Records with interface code
──────────────────────────────
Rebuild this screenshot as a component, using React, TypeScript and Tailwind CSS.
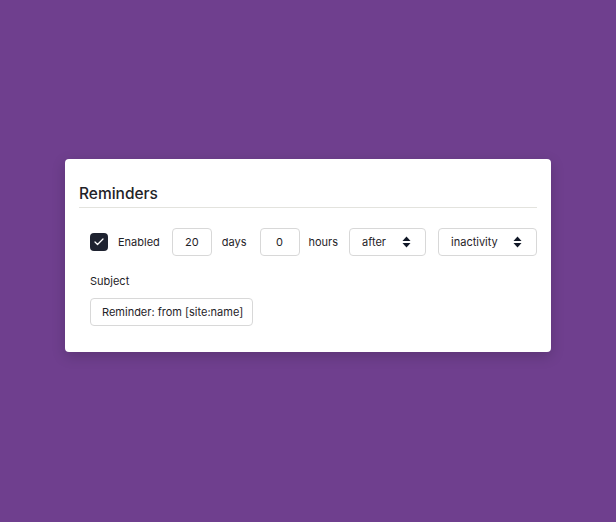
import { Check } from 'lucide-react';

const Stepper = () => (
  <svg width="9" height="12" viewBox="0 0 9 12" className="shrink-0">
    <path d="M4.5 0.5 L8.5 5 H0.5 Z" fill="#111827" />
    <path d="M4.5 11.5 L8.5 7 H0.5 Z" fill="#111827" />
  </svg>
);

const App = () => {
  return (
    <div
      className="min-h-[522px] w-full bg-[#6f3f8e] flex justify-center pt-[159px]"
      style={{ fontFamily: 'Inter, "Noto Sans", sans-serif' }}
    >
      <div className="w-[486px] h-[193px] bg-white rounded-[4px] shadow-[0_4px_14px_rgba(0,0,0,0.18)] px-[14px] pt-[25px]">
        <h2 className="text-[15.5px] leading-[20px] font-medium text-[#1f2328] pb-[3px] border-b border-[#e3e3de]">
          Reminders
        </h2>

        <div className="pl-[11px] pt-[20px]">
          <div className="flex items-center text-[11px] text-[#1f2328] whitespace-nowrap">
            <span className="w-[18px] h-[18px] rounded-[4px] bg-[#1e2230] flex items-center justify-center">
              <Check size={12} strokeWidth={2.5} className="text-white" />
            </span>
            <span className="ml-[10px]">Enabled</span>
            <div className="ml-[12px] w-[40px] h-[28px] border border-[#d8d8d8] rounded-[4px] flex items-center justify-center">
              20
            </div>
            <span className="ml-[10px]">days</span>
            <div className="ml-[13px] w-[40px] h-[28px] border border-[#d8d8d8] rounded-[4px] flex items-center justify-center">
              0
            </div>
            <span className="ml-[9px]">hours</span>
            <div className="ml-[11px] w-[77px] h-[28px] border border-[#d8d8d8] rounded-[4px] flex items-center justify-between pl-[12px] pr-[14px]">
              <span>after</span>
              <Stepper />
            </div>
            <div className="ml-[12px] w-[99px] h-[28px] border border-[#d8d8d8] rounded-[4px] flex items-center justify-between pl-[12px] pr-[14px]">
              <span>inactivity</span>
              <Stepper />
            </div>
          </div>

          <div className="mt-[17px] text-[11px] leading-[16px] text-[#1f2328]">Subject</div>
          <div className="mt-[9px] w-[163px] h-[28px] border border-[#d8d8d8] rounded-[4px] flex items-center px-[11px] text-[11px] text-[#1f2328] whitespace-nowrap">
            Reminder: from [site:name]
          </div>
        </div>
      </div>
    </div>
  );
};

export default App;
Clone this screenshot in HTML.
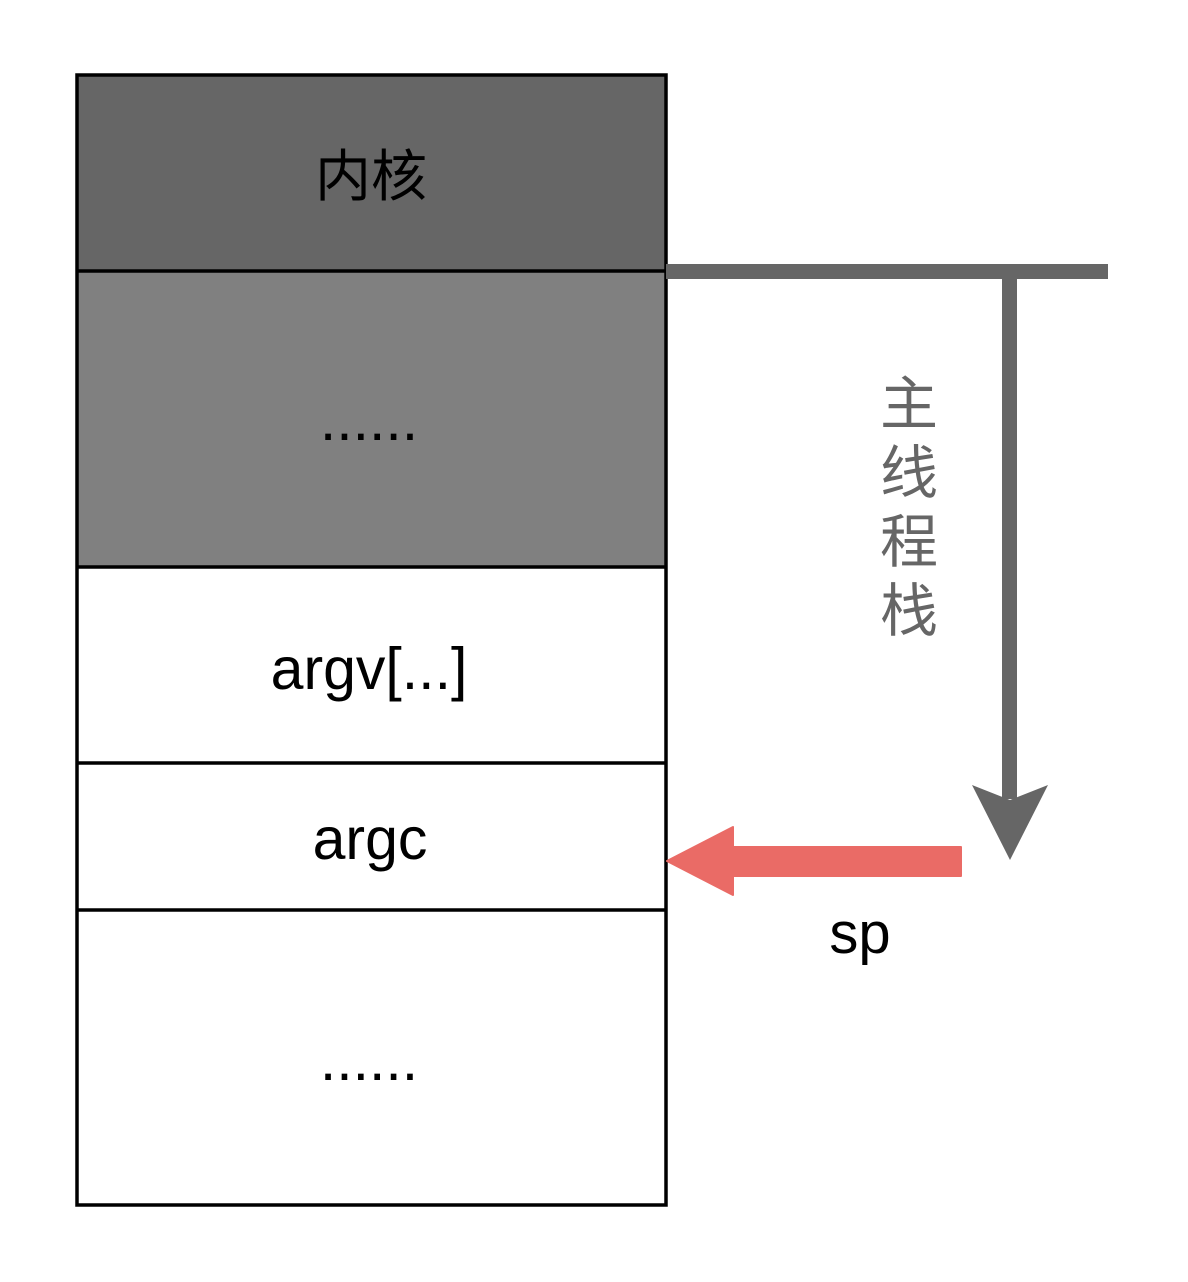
──────────────────────────────
**Your task**
Omit the pictures and reproduce the listing exactly.

**Task result**
Rebuild this screenshot as a component, using React, TypeScript and Tailwind CSS.
import { Check } from 'lucide-react';

const Stepper = () => (
  <svg width="9" height="12" viewBox="0 0 9 12" className="shrink-0">
    <path d="M4.5 0.5 L8.5 5 H0.5 Z" fill="#111827" />
    <path d="M4.5 11.5 L8.5 7 H0.5 Z" fill="#111827" />
  </svg>
);

const App = () => {
  return (
    <div
      className="min-h-[522px] w-full bg-[#6f3f8e] flex justify-center pt-[159px]"
      style={{ fontFamily: 'Inter, "Noto Sans", sans-serif' }}
    >
      <div className="w-[486px] h-[193px] bg-white rounded-[4px] shadow-[0_4px_14px_rgba(0,0,0,0.18)] px-[14px] pt-[25px]">
        <h2 className="text-[15.5px] leading-[20px] font-medium text-[#1f2328] pb-[3px] border-b border-[#e3e3de]">
          Reminders
        </h2>

        <div className="pl-[11px] pt-[20px]">
          <div className="flex items-center text-[11px] text-[#1f2328] whitespace-nowrap">
            <span className="w-[18px] h-[18px] rounded-[4px] bg-[#1e2230] flex items-center justify-center">
              <Check size={12} strokeWidth={2.5} className="text-white" />
            </span>
            <span className="ml-[10px]">Enabled</span>
            <div className="ml-[12px] w-[40px] h-[28px] border border-[#d8d8d8] rounded-[4px] flex items-center justify-center">
              20
            </div>
            <span className="ml-[10px]">days</span>
            <div className="ml-[13px] w-[40px] h-[28px] border border-[#d8d8d8] rounded-[4px] flex items-center justify-center">
              0
            </div>
            <span className="ml-[9px]">hours</span>
            <div className="ml-[11px] w-[77px] h-[28px] border border-[#d8d8d8] rounded-[4px] flex items-center justify-between pl-[12px] pr-[14px]">
              <span>after</span>
              <Stepper />
            </div>
            <div className="ml-[12px] w-[99px] h-[28px] border border-[#d8d8d8] rounded-[4px] flex items-center justify-between pl-[12px] pr-[14px]">
              <span>inactivity</span>
              <Stepper />
            </div>
          </div>

          <div className="mt-[17px] text-[11px] leading-[16px] text-[#1f2328]">Subject</div>
          <div className="mt-[9px] w-[163px] h-[28px] border border-[#d8d8d8] rounded-[4px] flex items-center px-[11px] text-[11px] text-[#1f2328] whitespace-nowrap">
            Reminder: from [site:name]
          </div>
        </div>
      </div>
    </div>
  );
};

export default App;
Clone this screenshot in HTML.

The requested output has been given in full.